The last computer in the chain, called the exit, peels off the final layer of encryption, exposing the request’s true destination: the Times. The guard knows the Internet address of the sender, and the exit knows the Internet address of the destination site, but no computer in the chain knows both. This routing scheme, with its successive layers of encryption, is known as onion routing, and it gives the network its name: “Tor” is an acronym for “the onion router.”
In addition to anonymous Internet browsing, however, Tor also offers what it calls hidden services. A hidden service protects the anonymity of not just the browser, but the destination site, too. Say, for instance, that someone in Iran wishes to host a site archiving news reports from Western media but doesn’t want it on the public Internet. Using the Tor software, the host’s computer identifies Tor routers that it will use as “introduction points” for anyone wishing to access its content. It broadcasts the addresses of those introduction points to the network, without revealing its own location.
If another Tor user wants to browse the hidden site, both his or her computer and the host’s computer build Tor-secured links to the introduction point, creating what the Tor project calls a “circuit.” Using the circuit, the browser and host identify yet another router in the Tor network, known as a rendezvous point, and build a second circuit through it. The location of the rendezvous point, unlike that of the introduction point, is kept private.
Traffic fingerprinting
Kwon devised an attack on this system with joint first author Mashael AlSabah, an assistant professor of computer science at Qatar University, a researcher at QCRI, and, this year, a visiting scientist at MIT; Srini Devadas, the Edwin Sibley Webster Professor in MIT’s Department of Electrical Engineering and Computer Science; David Lazar, another graduate student in electrical engineering and computer science; and QCRI’s Marc Dacier.
The researchers’ attack requires that the adversary’s computer serve as the guard on a Tor circuit.
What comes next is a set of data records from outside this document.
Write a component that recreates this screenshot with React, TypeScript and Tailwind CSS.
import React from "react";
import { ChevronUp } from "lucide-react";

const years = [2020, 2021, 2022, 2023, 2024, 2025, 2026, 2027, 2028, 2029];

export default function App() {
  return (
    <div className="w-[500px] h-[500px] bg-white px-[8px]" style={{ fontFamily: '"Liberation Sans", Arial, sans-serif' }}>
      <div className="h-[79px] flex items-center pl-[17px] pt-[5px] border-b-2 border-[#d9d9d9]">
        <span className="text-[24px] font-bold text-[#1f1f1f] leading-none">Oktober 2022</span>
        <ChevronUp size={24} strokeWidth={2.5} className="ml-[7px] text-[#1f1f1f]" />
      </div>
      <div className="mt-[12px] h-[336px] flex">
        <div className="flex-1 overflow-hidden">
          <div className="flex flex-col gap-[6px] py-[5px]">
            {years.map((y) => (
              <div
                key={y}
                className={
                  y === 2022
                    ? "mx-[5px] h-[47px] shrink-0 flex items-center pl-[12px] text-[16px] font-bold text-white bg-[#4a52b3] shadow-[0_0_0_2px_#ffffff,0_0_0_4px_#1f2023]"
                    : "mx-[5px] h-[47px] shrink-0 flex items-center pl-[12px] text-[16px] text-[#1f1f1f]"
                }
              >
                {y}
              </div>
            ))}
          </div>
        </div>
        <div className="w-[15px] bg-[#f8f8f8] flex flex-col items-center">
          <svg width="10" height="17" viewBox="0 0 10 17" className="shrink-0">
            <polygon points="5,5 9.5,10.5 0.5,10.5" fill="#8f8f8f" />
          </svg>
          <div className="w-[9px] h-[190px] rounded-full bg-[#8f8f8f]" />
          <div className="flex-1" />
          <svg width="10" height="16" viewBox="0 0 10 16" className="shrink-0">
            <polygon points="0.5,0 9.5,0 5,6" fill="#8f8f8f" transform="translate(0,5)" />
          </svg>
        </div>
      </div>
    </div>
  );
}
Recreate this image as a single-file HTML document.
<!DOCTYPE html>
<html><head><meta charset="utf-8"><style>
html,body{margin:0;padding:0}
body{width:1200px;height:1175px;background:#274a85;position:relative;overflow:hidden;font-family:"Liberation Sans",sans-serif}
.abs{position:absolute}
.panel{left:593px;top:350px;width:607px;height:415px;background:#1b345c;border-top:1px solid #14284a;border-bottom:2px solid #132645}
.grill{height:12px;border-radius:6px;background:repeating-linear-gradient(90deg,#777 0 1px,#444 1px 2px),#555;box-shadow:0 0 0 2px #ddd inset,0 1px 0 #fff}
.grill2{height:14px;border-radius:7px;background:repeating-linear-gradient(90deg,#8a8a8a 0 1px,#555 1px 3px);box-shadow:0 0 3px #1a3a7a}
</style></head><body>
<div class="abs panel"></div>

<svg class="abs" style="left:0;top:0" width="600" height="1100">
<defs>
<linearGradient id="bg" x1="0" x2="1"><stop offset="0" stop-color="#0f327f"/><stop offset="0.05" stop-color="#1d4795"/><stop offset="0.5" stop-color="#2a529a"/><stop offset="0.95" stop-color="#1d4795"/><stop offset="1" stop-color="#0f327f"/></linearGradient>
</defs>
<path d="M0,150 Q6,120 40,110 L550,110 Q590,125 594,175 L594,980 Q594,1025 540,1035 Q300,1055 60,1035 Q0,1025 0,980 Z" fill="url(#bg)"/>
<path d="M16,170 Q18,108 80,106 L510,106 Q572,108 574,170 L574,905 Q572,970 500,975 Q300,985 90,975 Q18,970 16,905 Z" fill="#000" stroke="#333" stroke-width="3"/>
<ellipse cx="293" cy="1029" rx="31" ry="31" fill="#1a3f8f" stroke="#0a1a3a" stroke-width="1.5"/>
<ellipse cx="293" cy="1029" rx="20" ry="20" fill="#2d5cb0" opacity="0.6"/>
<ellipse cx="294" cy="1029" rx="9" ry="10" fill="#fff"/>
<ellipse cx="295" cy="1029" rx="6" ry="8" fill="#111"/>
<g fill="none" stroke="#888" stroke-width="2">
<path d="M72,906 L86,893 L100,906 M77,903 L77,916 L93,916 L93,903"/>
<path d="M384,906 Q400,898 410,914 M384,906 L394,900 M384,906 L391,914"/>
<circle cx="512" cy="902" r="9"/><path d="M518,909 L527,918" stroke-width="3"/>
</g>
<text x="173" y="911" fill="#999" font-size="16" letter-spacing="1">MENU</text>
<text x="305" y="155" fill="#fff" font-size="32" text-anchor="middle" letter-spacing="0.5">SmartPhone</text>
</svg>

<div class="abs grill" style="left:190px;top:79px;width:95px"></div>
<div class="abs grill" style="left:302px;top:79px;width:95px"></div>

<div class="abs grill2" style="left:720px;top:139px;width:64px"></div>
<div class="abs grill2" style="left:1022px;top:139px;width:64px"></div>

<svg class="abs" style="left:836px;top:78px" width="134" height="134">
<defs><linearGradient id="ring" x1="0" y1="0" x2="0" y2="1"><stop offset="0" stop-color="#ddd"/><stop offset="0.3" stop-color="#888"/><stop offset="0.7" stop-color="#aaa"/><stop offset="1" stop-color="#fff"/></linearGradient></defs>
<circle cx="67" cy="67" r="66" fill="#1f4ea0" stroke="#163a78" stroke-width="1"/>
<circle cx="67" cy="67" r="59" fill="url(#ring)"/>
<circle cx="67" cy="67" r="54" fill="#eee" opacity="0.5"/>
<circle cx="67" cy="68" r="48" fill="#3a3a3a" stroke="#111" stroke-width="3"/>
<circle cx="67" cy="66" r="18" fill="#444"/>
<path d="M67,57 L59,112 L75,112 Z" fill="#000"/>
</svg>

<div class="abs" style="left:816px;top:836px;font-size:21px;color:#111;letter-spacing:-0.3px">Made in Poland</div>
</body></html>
Since guards are selected at random, if an adversary connects enough computers to the Tor network, the odds are high that, at least on some occasions, one or another of them would be well-positioned to snoop.
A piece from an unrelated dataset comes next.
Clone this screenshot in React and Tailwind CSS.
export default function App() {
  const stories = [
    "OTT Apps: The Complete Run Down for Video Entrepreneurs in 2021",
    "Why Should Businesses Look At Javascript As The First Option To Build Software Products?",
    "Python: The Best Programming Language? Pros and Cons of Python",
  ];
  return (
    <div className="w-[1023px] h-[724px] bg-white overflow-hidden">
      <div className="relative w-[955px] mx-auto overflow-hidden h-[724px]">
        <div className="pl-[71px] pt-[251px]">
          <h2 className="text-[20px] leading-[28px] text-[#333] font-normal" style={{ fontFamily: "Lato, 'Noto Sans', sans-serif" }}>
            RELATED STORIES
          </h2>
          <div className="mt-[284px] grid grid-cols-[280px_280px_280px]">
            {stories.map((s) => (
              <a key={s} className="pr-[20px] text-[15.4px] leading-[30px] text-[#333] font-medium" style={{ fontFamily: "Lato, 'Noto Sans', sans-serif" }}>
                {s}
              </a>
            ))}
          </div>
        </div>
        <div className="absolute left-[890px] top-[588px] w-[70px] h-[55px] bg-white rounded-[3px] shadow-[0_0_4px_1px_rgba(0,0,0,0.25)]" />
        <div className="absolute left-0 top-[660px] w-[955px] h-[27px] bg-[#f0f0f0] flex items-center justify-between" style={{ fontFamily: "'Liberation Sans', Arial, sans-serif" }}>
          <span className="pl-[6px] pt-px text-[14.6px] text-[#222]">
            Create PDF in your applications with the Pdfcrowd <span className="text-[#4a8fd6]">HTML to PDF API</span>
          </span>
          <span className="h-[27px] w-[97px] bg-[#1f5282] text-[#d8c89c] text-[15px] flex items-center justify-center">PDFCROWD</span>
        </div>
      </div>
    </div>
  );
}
During the establishment of a circuit, computers on the Tor network have to pass a lot of data back and forth. The researchers showed that simply by looking for patterns in the number of packets passing in each direction through a guard, machine-learning algorithms could, with 99 percent accuracy, determine whether the circuit was an ordinary Web-browsing circuit, an introduction-point circuit, or a rendezvous-point circuit. Breaking Tor’s encryption wasn’t necessary.
Furthermore, by using a Tor-enabled computer to connect to a range of different hidden services, they showed that a similar analysis of traffic patterns could identify those services with 88 percent accuracy. That means that an adversary who lucked into the position of guard for a computer hosting a hidden service, could, with 88 percent certainty, identify it as the service’s host.
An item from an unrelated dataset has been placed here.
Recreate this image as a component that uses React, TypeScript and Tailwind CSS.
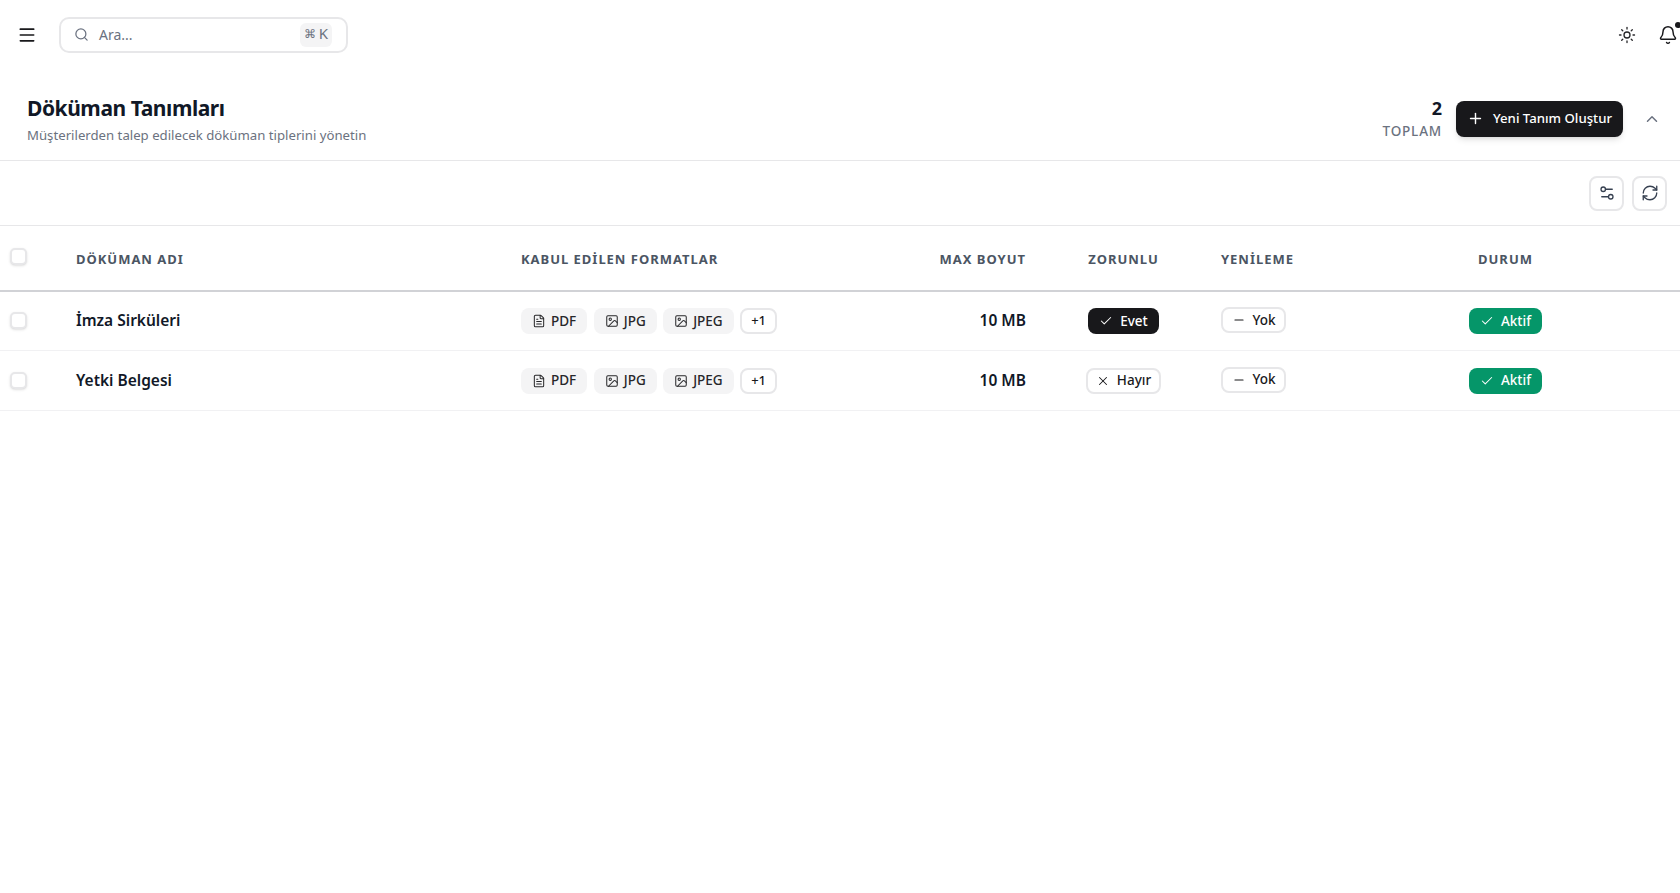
import React from 'react';
import { Bell, Check, ChevronUp, FileText, Image, Menu, Minus, Plus, RefreshCw, Search, Settings2, Sun, X } from 'lucide-react';

const FormatChip = ({ kind, label }: { kind: 'file' | 'image'; label: string }) => {
  const Icon = kind === 'file' ? FileText : Image;
  return (
    <span className="inline-flex h-[26px] items-center gap-[5px] rounded-lg bg-[#f4f4f5] px-[11px] text-[13.5px] font-medium text-[#27272a]">
      <Icon className="h-[14px] w-[14px]" strokeWidth={1.75} />
      {label}
    </span>
  );
};

const Formats = () => (
  <div className="flex items-center gap-[6.5px]">
    <FormatChip kind="file" label="PDF" />
    <FormatChip kind="image" label="JPG" />
    <FormatChip kind="image" label="JPEG" />
    <span className="inline-flex h-[26px] items-center rounded-lg border-2 border-[#e7e7e9] bg-white px-[9px] text-[13px] font-medium text-[#18181b]">
      +1
    </span>
  </div>
);

const Checkbox = () => (
  <span className="block h-[17px] w-[17px] rounded-[5px] border-2 border-[#e7e7e9] bg-white shadow-sm" />
);

const Badge = ({ className, children }: { className: string; children: React.ReactNode }) => (
  <span className={`inline-flex h-[26px] items-center gap-[7px] rounded-lg text-[13.5px] font-medium ${className}`}>
    {children}
  </span>
);

const rows = [
  { name: 'İmza Sirküleri', required: true },
  { name: 'Yetki Belgesi', required: false },
];

const headClass = 'px-4 pt-[4px] text-[13px] font-bold tracking-[0.075em] text-[#4b5563]';

export default function App() {
  return (
    <div className="min-h-[893px] w-full overflow-hidden bg-white font-['Noto_Sans',sans-serif] text-[#111827]">
      <header className="flex h-[69px] items-center pl-[17px]">
        <Menu className="h-5 w-5 text-[#18181b]" />
        <div className="ml-[22px] flex h-[36px] w-[289px] items-center rounded-[10px] border-2 border-[#e7e7e9] bg-white pl-[13px] pr-[14px]">
          <Search className="h-[15px] w-[15px] text-[#6b7280]" />
          <span className="ml-[10px] flex-1 text-[14px] text-[#6b7280]">Ara...</span>
          <span className="flex h-[24px] items-center gap-[3px] rounded-md bg-[#f4f4f5] px-[4px] pb-[2px] text-[15px] leading-none text-[#6b7280]">
            <span className="text-[12px]">⌘</span>K
          </span>
        </div>
        <div className="ml-auto flex items-center gap-[22px]">
          <Sun className="h-[18px] w-[18px] text-[#27272a]" strokeWidth={1.75} />
          <div className="relative mr-[2px]">
            <Bell className="h-5 w-5 text-[#18181b]" strokeWidth={1.75} />
            <span className="absolute -right-[3px] -top-[3px] h-[6px] w-[6px] rounded-full bg-[#18181b]" />
          </div>
        </div>
      </header>

      <section className="flex h-[92px] items-center border-b border-[#e7e7e9] pl-[27px] pr-[21px] pt-[8px]">
        <div className="mt-[2px] flex-1">
          <h1 className="text-[21px] font-bold leading-[28px] tracking-[-0.45px] text-[#111827]">Döküman Tanımları</h1>
          <p className="mt-[3px] text-[13.2px] leading-[20px] text-[#6b7280]">Müşterilerden talep edilecek döküman tiplerini yönetin</p>
        </div>
        <div className="mr-[14px] mt-[4px] text-right">
          <div className="text-[18px] font-bold leading-[21px] text-[#111827]">2</div>
          <div className="text-[13.5px] font-medium leading-[24px] tracking-[0.06em] text-[#6b7280]">TOPLAM</div>
        </div>
        <button className="flex h-[36px] w-[167px] items-center justify-center gap-[9px] rounded-lg bg-[#18181b] text-[13.2px] font-medium text-white shadow-md">
          <Plus className="h-[17px] w-[17px]" />
          Yeni Tanım Oluştur
        </button>
        <ChevronUp className="ml-[20px] mr-[-2px] h-[18px] w-[18px] text-[#6b7280]" />
      </section>

      <div className="flex h-[65px] items-center justify-end gap-2 border-b border-[#e7e7e9] pr-[13px]">
        <button className="flex h-[35px] w-[35px] items-center justify-center rounded-lg border-2 border-[#e7e7e9] bg-white text-[#374151]">
          <Settings2 className="h-[18px] w-[18px]" strokeWidth={1.75} />
        </button>
        <button className="flex h-[35px] w-[35px] items-center justify-center rounded-lg border-2 border-[#e7e7e9] bg-white text-[#374151]">
          <RefreshCw className="h-[18px] w-[18px]" strokeWidth={1.75} />
        </button>
      </div>

      <table className="w-full table-fixed border-collapse">
        <colgroup>
          <col className="w-[60px]" />
          <col className="w-[445px]" />
          <col className="w-[386px]" />
          <col className="w-[151px]" />
          <col className="w-[163px]" />
          <col className="w-[126px]" />
          <col />
        </colgroup>
        <thead>
          <tr className="h-[64.5px] border-b-2 border-[#d1d2d6]">
            <th className="pb-[3px] pl-[10px]"><Checkbox /></th>
            <th className={`${headClass} text-left`}>DÖKÜMAN ADI</th>
            <th className={`${headClass} text-left`}>KABUL EDİLEN FORMATLAR</th>
            <th className={`${headClass} text-right`}>MAX BOYUT</th>
            <th className={`${headClass} text-center`}>ZORUNLU</th>
            <th className={`${headClass} text-left`}>YENİLEME</th>
            <th className={`${headClass} text-center`}>DURUM</th>
          </tr>
        </thead>
        <tbody>
          {rows.map((row) => (
            <tr key={row.name} className="h-[60px] border-b border-[#f1f1f3]">
              <td className="pl-[10px]"><Checkbox /></td>
              <td className="px-4 text-[15.5px] font-semibold text-[#111827]">{row.name}</td>
              <td className="px-4"><Formats /></td>
              <td className="px-4 text-right text-[15.5px] font-semibold text-[#111827]">10 MB</td>
              <td className="px-4 text-center">
                {row.required ? (
                  <Badge className="bg-[#18181b] px-[11.5px] text-white">
                    <Check className="h-[14px] w-[14px]" strokeWidth={1.75} />
                    Evet
                  </Badge>
                ) : (
                  <Badge className="border-2 border-[#e7e7e9] bg-white px-[8px] text-[#18181b]">
                    <X className="h-[14px] w-[14px]" strokeWidth={1.75} />
                    Hayır
                  </Badge>
                )}
              </td>
              <td className="px-4">
                <Badge className="mb-[2px] border-2 border-[#e7e7e9] bg-white px-[8.5px] text-[#18181b]">
                  <Minus className="h-[14px] w-[14px]" strokeWidth={1.75} />
                  Yok
                </Badge>
              </td>
              <td className="px-4 text-center">
                <Badge className="bg-[#059669] px-[11px] text-white">
                  <Check className="h-[14px] w-[14px]" strokeWidth={1.75} />
                  Aktif
                </Badge>
              </td>
            </tr>
          ))}
        </tbody>
      </table>
    </div>
  );
}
Similarly, a spy who lucked into the position of guard for a user could, with 88 percent accuracy, tell which sites the user was accessing.
To defend against this type of attack, “We recommend that they mask the sequences so that all the sequences look the same,” AlSabah says. “You send dummy packets to make all five types of circuits look similar.”
“For a while, we’ve been aware that circuit fingerprinting is a big issue for hidden services,” says David Goulet, a developer with the Tor project. “This paper showed that it’s possible to do it passively — but it still requires an attacker to have a foot in the network and to gather data for a certain period of time.”
“We are considering their countermeasures as a potential improvement to the hidden service,” he adds. “But I think we need more concrete proof that it definitely fixes the issue.”